In order for this to work you need to create an API Key that is setup for Edit zone. This can be done from the Cloudflare -> Avatar -> Profile -> API Keys.

Then to use this you obviously would need to fill in the variables at the top of the script. The ZONE_ID can be obtained by selecting the zone in the Cloudflare UI and looking in the right sidebar for the API section and grabbing the zone id value. The RECORD_ID I believe is only available by using the API call that is commented out near the top of the script.

Once I had the script setup I was able to test it by just running it. But, I don't want to manually do this. I want it to automatically be run.

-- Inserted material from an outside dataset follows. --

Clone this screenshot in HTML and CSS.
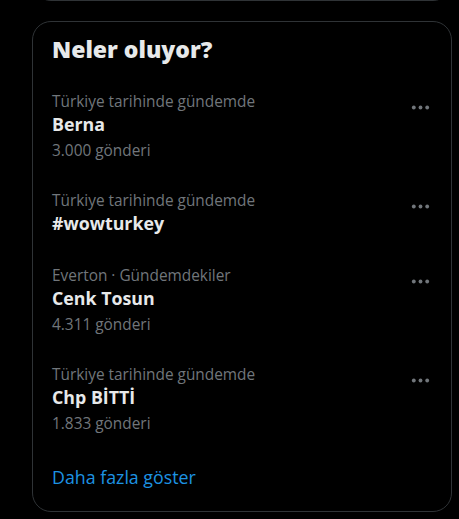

So I installed cronie with the following.

sudo pacman -Sy cronie vi
mkdir -p ~/.cache
sudo systemctl enable cronie.service
sudo systemctl start cronie.service

Then I edited my users crontab via crontab -e and gave it the following content.

*/5 * * * * /home/YOUR-USERNAME/bin/update_dns_record_with_public_ip >> /home/YOUR-USERNAME/logs/cloudflare-ddns-cron.log 2>&1
0 0 * * * truncate -s 0 /home/YOUR-USERNAME/logs/cloudflare-ddns.log

The above registers two cron jobs. The first one runs the script every 5 mins to make sure that the DNS record is up to date. The second one runs once every day and truncates the log file so it does not get out of hand.

I then waited and checked the log files to make sure everything was working as expected.

Don't also forget that you need to likely modify your router configuration to forward port 22 from the outside of your network to your server's internal IP address. That is if you aren't using a hosted VPS. If you are using a hosted VPS you shouldn't need this entire Dynamic DNS section at all as you generally get a static IP address.

What about PRs, comments, etc.

Personally, I don't want or need any of those things. There are plenty of tools that can be used to facilitate those types of interactions without the need for the Git hosting to do them. A very basic one is the concept of patches and emails to say the least for open source repositories.